If you want to code it up, submit a pull request as that's a requested feature that's out there :slight_smile:

Not everything is quite as easy to implement and Google Drive in that example doesn't work with dozens of cloud providers nor provide much of rclone's functionality overall.

I don't use Windows nor am I developer. I'm just help out how I can with my time :slight_smile:

It's already using fast-list behind the scenes so adding the flag wouldn't change anything.

I have ~160TB of data with 5k directories and 54k files and it takes about 1 minute for me to run it:

 time /usr/bin/rclone rc vfs/refresh recursive=true --rc-addr 127.0.0.1:5572
{
	"result": {
		"": "OK"
	}
}

real	0m53.836s
user	0m0.094s
sys	0m0.031s

I don't use any GUI based products as I'm all terminal. To see what's going on, you'd have to run a log with debug and you'd see what is slow and why.

Use what's best for your particular use case. Don't use something that doesn't work. My setup works flawlessly for my use case.

if it can take only a minute or so to scan such a large directory then it would make sense. In my case rclone's log output suggested that my API may be throttled, presumably because of an excessive number of requests. That would explain why it's so slow (Insync sync is quote slow as well).

Unknown as you have not shared any logs so I can't comment.

2021/06/17 21:20:07 DEBUG : pacer: low level retry 1/10 (error googleapi: Error 403: Rate Limit Exceeded, rateLimitExceeded)
2021/06/17 21:20:07 DEBUG : pacer: Rate limited, increasing sleep to 1.015327569s
2021/06/17 21:20:07 DEBUG : /: Attr: 
2021/06/17 21:20:07 DEBUG : /: >Attr: attr=valid=8700h0m0s ino=0 size=0 mode=drwxrwxr-x, err=<nil>
2021/06/17 21:20:07 DEBUG : /: ReadDirAll: 
2021/06/17 21:20:07 DEBUG : /: >ReadDirAll: item=15, err=<nil>
2021/06/17 21:20:07 DEBUG : vfs cache RemoveNotInUse (maxAge=31536000000000000, emptyOnly=false): item path/to/a/file not removed, freed 0 bytes
2021/06/17 21:20:07 NOTICE: Serving remote control on http://[::]:5573/
2021/06/17 21:20:07 DEBUG : Creating backend with remote "gdrive:"
2021/06/17 21:20:07 DEBUG : vfs cache: root is "/tonk/cache-user1/gdrive-rclone/vfs/gdrive"
2021/06/17 21:20:07 DEBUG : vfs cache: metadata root is "/tonk/cache-user1/gdrive-rclone/vfs/gdrive"
2021/06/17 21:20:07 DEBUG : Creating backend with remote "/tonk/cache-user1/gdrive-rclone/vfs/gdrive"
2021/06/17 21:20:07 DEBUG : Google drive root '': Mounting on "/home/user1/gdrive-rclone"

If you could let me know if you think that this may be the case with the Google API rather than rclone itself I would really appreciate that.

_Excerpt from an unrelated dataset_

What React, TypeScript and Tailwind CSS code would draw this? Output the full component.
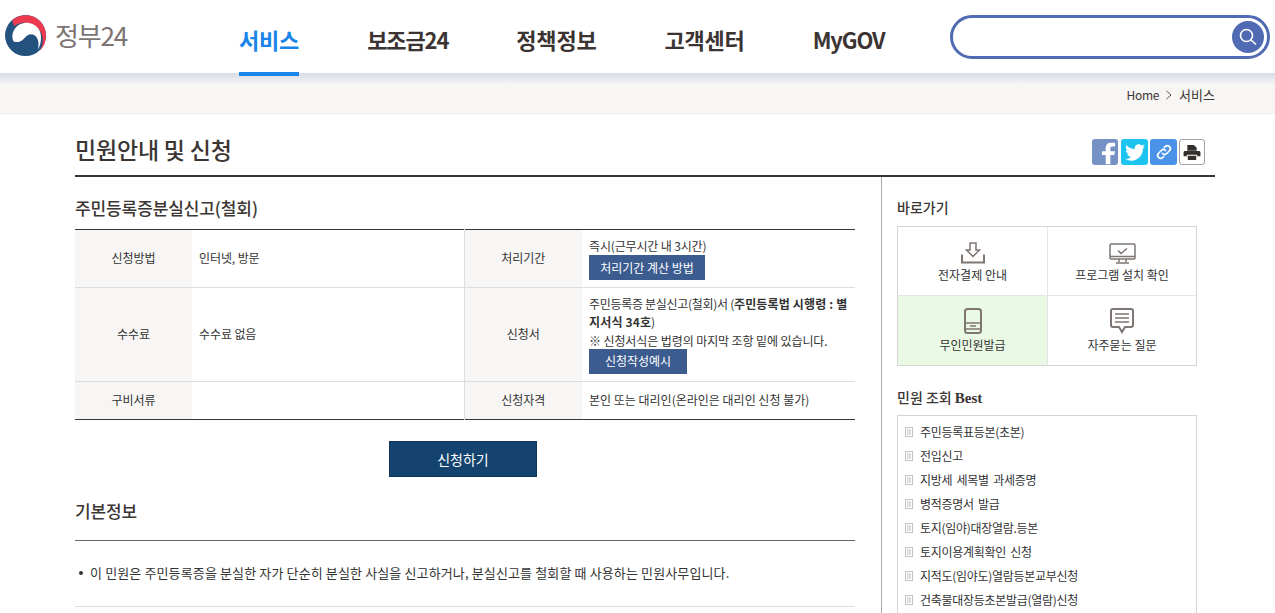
import React from "react";

function Logo() {
  return (
    <svg width="41" height="41" viewBox="0 0 40 40" className="shrink-0">
      <circle cx="20" cy="20" r="20" fill="#23527f" />
      <path d="M7 5C12 1 17 0 22 .2 32 1 40 10 40 20c0 6-2 11-6 15 2.500-4 3.500-9 2.500-14C35 13 28 7 18 7.500 14 8 11 9 9 11z" fill="#ee3a50" />
      <path d="M8 25C5 16 12 7 22 7.500c7 .5 12.500 5.500 13 12.500.5 5-.5 10-3 14 1-4 1-8-.5-11-2-4-6-5-9-3.500-3 1.500-4 5-8.500 6.500-2.500.8-5 .5-6-1z" fill="#fff" />
    </svg>
  );
}

function NavItem({ label, active, tight }: { label: string; active?: boolean; tight?: boolean }) {
  return (
    <div className={`h-[76px] flex items-center pt-[7px] border-b-[4px] text-[22px] font-bold ${tight ? "tracking-[-1.1px]" : "tracking-[-0.2px]"} ${active ? "border-[#1a85e8] text-[#1a85e8]" : "border-transparent text-[#3b3432]"}`}>
      {label}
    </div>
  );
}

function Th({ children }: { children: React.ReactNode }) {
  return <th className="bg-[#f7f6f4] font-normal text-center align-middle text-[12px] text-[#333] pb-[2px] tracking-[0px]">{children}</th>;
}

function Btn({ children, w, className }: { children: React.ReactNode; w: string; className?: string }) {
  return <div className={`${w} ${className ?? ""} h-[25px] bg-[#3c5b8f] text-white text-[12px] tracking-[0px] flex items-center justify-center`}>{children}</div>;
}

function Cell({ icon, label, green, className, iconBox }: { icon: React.ReactNode; label: string; green?: boolean; className?: string; iconBox: string }) {
  return (
    <div className={`h-[69px] flex flex-col items-center ${green ? "bg-[#e9f9e4]" : ""} ${className ?? ""}`}>
      <div className={`${iconBox} flex items-center justify-center`}>{icon}</div>
      <div className="text-[12px] leading-[20px] text-[#333] tracking-[0px]">{label}</div>
    </div>
  );
}

const best = ["주민등록표등본(초본)", "전입신고", "지방세 세목별 과세증명", "병적증명서 발급", "토지(임야)대장열람.등본", "토지이용계획확인 신청", "지적도(임야도)열람등본교부신청", "건축물대장등초본발급(열람)신청"];

export default function App() {
  return (
    <div className="h-[613px] w-[1275px] overflow-hidden bg-white text-[#333] font-['Noto_Sans_CJK_KR','Noto_Sans',sans-serif] tracking-[-0.3px]">
      <header className="h-[73px] bg-white relative z-10 flex items-start">
        <div className="w-[239px] pl-[5px] pt-[15px] flex items-center shrink-0">
          <Logo />
          <span className="ml-[9px] text-[26px] leading-[42px] text-[#7b7472] tracking-[-1.2px] -mt-[2px] font-['Noto_Sans_CJK_KR',sans-serif]">정부24</span>
        </div>
        <nav className="flex gap-[68px]">
          <NavItem label="서비스" active />
          <NavItem label="보조금24" tight />
          <NavItem label="정책정보" />
          <NavItem label="고객센터" />
          <NavItem label="MyGOV" tight />
        </nav>
        <div className="ml-[65px] mt-[15px] w-[320px] h-[44px] rounded-full border-[3px] border-[#506bb3] flex items-center justify-end pr-[3px]">
          <div className="w-[32px] h-[32px] rounded-full bg-[#506bb3] flex items-center justify-center">
            <svg width="20" height="20" viewBox="0 0 20 20" fill="none" stroke="#fff" strokeWidth="1.6">
              <circle cx="8.5" cy="8.5" r="6" />
              <path d="M13 13l5 4.5" />
            </svg>
          </div>
        </div>
      </header>

      <div className="h-[41px] border-b border-[#ebebeb] bg-gradient-to-b from-[#d8dce8] via-[#f7f6f5] via-30% to-[#f7f6f5] flex items-center justify-end pr-[60px] pt-[3px] text-[12px]">
        <span className="text-[#3b3432]">Home</span>
        <svg width="8" height="10" viewBox="0 0 8 10" fill="none" stroke="#555" className="mx-[6px]"><path d="M1.5 1l4.500 4-4.500 4" /></svg>
        <span className="text-[#3b3432] text-[13px] tracking-[0px]">서비스</span>
      </div>

      <main className="w-[1140px] ml-[75px]">
        <div className="h-[63px] border-b-2 border-[#3b3634] flex items-end justify-between pb-[10px]">
          <h1 className="text-[23px] font-medium text-[#3b3634] leading-[30px] tracking-[-0.2px] mb-[1px]">민원안내 및 신청</h1>
          <div className="flex mr-[10px]">
            <div className="w-[26px] h-[26px] rounded-[3px] bg-[#7691c5] flex items-end justify-end pr-[2px] overflow-hidden">
              <svg width="15" height="23" viewBox="0 0 16 23" fill="#fff"><path d="M5 23V13H1V9h4V6c0-4 2-6 6-6h4v4h-3c-2 0-2 1-2 2v3h5l-1 4h-4v10z" /></svg>
            </div>
            <div className="ml-[3px] w-[27px] h-[26px] rounded-[3px] bg-[#1cc4ef] flex items-center justify-center">
              <svg width="20" height="17" viewBox="0 0 24 20" fill="#fff"><path d="M24 2.400c-.9.400-1.800.700-2.800.800 1-.600 1.800-1.600 2.200-2.700-1 .600-2 1-3.100 1.200C19.300.700 18 0 16.500 0c-3.200 0-5.500 3-4.800 6C7.600 5.800 4 3.900 1.700.900.400 3.100 1 6 3.200 7.500c-.800 0-1.600-.200-2.200-.600 0 2.300 1.600 4.400 3.900 4.900-.700.200-1.500.200-2.200.100.600 2 2.400 3.400 4.600 3.400C5.200 17.100 2.600 17.900 0 17.600 2.200 19 4.800 19.800 7.500 19.800c9.100 0 14.300-7.700 14-14.600 1-.700 1.800-1.600 2.500-2.800z" /></svg>
            </div>
            <div className="ml-[2px] w-[27px] h-[26px] rounded-[3px] bg-[#4b93e9] flex items-center justify-center">
              <svg width="18" height="18" viewBox="0 0 18 18" fill="none" stroke="#fff" strokeWidth="1.700" strokeLinecap="round">
                <path d="M7.500 10.500a3 3 0 0 0 4.200 0l3-3a3 3 0 0 0-4.200-4.200L9.300 4.500" />
                <path d="M10.500 7.500a3 3 0 0 0-4.200 0l-3 3a3 3 0 0 0 4.200 4.200l1.200-1.200" />
              </svg>
            </div>
            <div className="ml-[2px] w-[26px] h-[26px] rounded-[3px] border border-[#a3a3a3] bg-white flex items-center justify-center">
              <svg width="18" height="15" viewBox="0 0 18 16" fill="#33302e">
                <path d="M4 0h7l3 3v3H4z" />
                <path d="M1.500 6.500h15c.800 0 1.500.700 1.500 1.500v4h-3.500v-1.500h-11V12H0V8c0-.800.700-1.500 1.500-1.500z" />
                <path d="M4.500 11.500h9V16h-9z" />
              </svg>
            </div>
          </div>
        </div>

        <div className="flex">
          <div className="w-[780px] shrink-0">
            <h2 className="text-[17px] font-medium leading-[24px] mt-[19px] mb-[9px] text-[#3b3634] tracking-[-0.1px]">주민등록증분실신고(철회)</h2>
            <table className="w-[780px] table-fixed border-collapse border-t border-b border-[#3b3634] text-[12px]">
              <colgroup>
                <col className="w-[117px]" />
                <col className="w-[272px]" />
                <col className="w-[118px]" />
                <col />
              </colgroup>
              <tbody>
                <tr className="h-[58px] border-b border-[#dddddd]">
                  <Th>신청방법</Th>
                  <td className="pl-[7px] pb-[2px] border-r border-[#dddddd] tracking-[-0.1px]">인터넷, 방문</td>
                  <Th>처리기간</Th>
                  <td className="pl-[7px] pt-[6px] leading-[19px] align-top tracking-[-0.15px]">
                    즉시(근무시간 내 3시간)
                    <Btn w="w-[116px]">처리기간 계산 방법</Btn>
                  </td>
                </tr>
                <tr className="h-[94px] border-b border-[#dddddd]">
                  <Th>수수료</Th>
                  <td className="pl-[7px] pb-[2px] border-r border-[#dddddd] tracking-[-0.1px]">수수료 없음</td>
                  <Th>신청서</Th>
                  <td className="pl-[7px] pt-[6.5px] pr-[4px] leading-[18.5px] align-top">
                    주민등록증 분실신고(철회)서 (<b className="font-bold tracking-[0.15px]">주민등록법 시행령 : 별지서식 34호</b>)
                    <div className="tracking-[-0.1px]">※ 신청서식은 법령의 마지막 조항 밑에 있습니다.</div>
                    <Btn w="w-[98px]" className="-mt-[1px]">신청작성예시</Btn>
                  </td>
                </tr>
                <tr className="h-[38px]">
                  <Th>구비서류</Th>
                  <td className="border-r border-[#dddddd]"></td>
                  <Th>신청자격</Th>
                  <td className="pl-[7px] pb-[2px] tracking-[0px]">본인 또는 대리인(온라인은 대리인 신청 불가)</td>
                </tr>
              </tbody>
            </table>
            <div className="flex mt-[21px] ml-[314px]">
              <div className="w-[148px] h-[36px] bg-[#14436f] text-white text-[14px] tracking-[0px] border border-[#0f3558] flex items-center justify-center">신청하기</div>
            </div>
            <h2 className="text-[17px] font-medium leading-[24px] mt-[22px] text-[#3b3634] tracking-[-0.1px]">기본정보</h2>
            <div className="mt-[17px] border-t border-[#6e625c] pt-[23px] pb-[24px] flex items-center pl-[4px] text-[13px] tracking-[0.13px] leading-[18px]">
              <span className="w-[4px] h-[4px] rounded-full bg-[#333] mr-[7px]"></span>
              이 민원은 주민등록증을 분실한 자가 단순히 분실한 사실을 신고하거나, 분실신고를 철회할 때 사용하는 민원사무입니다.
            </div>
            <div className="border-t border-[#dddddd]"></div>
          </div>

          <aside className="ml-[26px] w-[334px] h-[500px] border-l border-[#a9a9a9] pl-[15px] pt-[20px]">
            <h3 className="text-[14px] font-medium leading-[20px] text-[#3b3634] tracking-[0px]">바로가기</h3>
            <div className="mt-[9px] w-[300px] grid grid-cols-[150px_1fr] border border-[#d5d5d5]">
              <Cell iconBox="pt-[14px] h-[38px]" className="border-r border-b border-[#e5e5e5]" label="전자결제 안내" icon={
                <svg width="24" height="22" viewBox="0 0 24 22" fill="none" stroke="#7e7673" strokeWidth="1.500"><path d="M9 1h6v7h3.500L12 14.500 5.500 8H9z" /><path d="M1 12.500V20.500h22v-8" strokeWidth="2" /></svg>
              } />
              <Cell iconBox="pt-[14px] h-[38px]" className="border-b border-[#e5e5e5]" label="프로그램 설치 확인" icon={
                <svg width="27" height="21" viewBox="0 0 27 21" fill="none" stroke="#7e7673" strokeWidth="1.500"><rect x="1" y="1" width="25" height="15" rx="1" /><path d="M1 13.500h25M9 7.500l3 3 6-5M10 16v3M17 16v3M7 20h13" /></svg>
              } />
              <Cell iconBox="pt-[10px] h-[39px]" className="border-r border-[#e5e5e5]" green label="무인민원발급" icon={
                <svg width="18" height="26" viewBox="0 0 18 26" fill="none" stroke="#7e7673" strokeWidth="2"><rect x="1" y="1" width="16" height="24" rx="2.500" /><path d="M1 15h16M1 21h16M6 18h6" strokeWidth="1.500" /></svg>
              } />
              <Cell iconBox="pt-[10px] h-[39px]" label="자주묻는 질문" icon={
                <svg width="24" height="26" viewBox="0 0 24 26" fill="none" stroke="#7e7673" strokeWidth="2"><path d="M3 1h18c1 0 2 1 2 2v14c0 1-1 2-2 2h-6l-3 5-3-5H3c-1 0-2-1-2-2V3c0-1 1-2 2-2z" /><path d="M5 6h14M5 10h14M5 14h14" strokeWidth="1.500" /></svg>
              } />
            </div>

            <h3 className="mt-[21px] text-[14px] font-medium leading-[20px] text-[#3b3634] tracking-[0px]">민원 조회 <span className="font-['Liberation_Serif',serif] font-bold text-[15px]">Best</span></h3>
            <ul className="mt-[7px] w-[300px] border border-[#d5d5d5] pt-[4px] pb-[10px] pl-[7px] text-[12px] [word-spacing:2px]">
              {best.map((t) => (
                <li key={t} className="h-[24px] flex items-center text-[#333]">
                  <svg width="8" height="10" viewBox="0 0 8 10" className="mr-[7px] shrink-0" fill="none" stroke="#c0c0c0"><rect x=".5" y=".5" width="7" height="9" /><path d="M2 3h4M2 5h4M2 7h4" /></svg>
                  {t}
                </li>
              ))}
            </ul>
          </aside>
        </div>
      </main>
    </div>
  );
}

I'm clueless at the moment why this vfs/refresh scan may be so slow.

What's the full log look like?
You are on an old version as well as you'd want to update.
Are you using your own client ID/secret? Can you see API hits on that in the Google Admin Console?

do you think not doing this could cause the problem
https://rclone.org/drive/#making-your-own-client-id

or does this, from the config file, mean the OP already did that

client_id = 
client_secret =

I can't really upload the entire log, because some files listed there are private, but the above entries mostly repeat over and over. I will try to upload the full log and take out the file names in a moment.

Can you see API hits on that in the Google Admin Console

I will take a look if it says anything.

Thanks a lot for looking into this :slight_smile:

I haven't generated those API ID and secret - this may be the reason why it's so slow... I am trying now, added them to the rclone config of this google drive, reloaded and restarted the systemd daemon (with the ExecStartPost line commented out) and trying to vfs/refresh scan on the terminal with --progress flag.

10 minutes now and it's still scanning, but at least the previous

2021/06/17 21:20:07 DEBUG : pacer: low level retry 1/10 (error googleapi: Error 403: Rate Limit Exceeded, rateLimitExceeded)

no longer appear in the log output.

yes, having your own client id is a big deal with gdrive.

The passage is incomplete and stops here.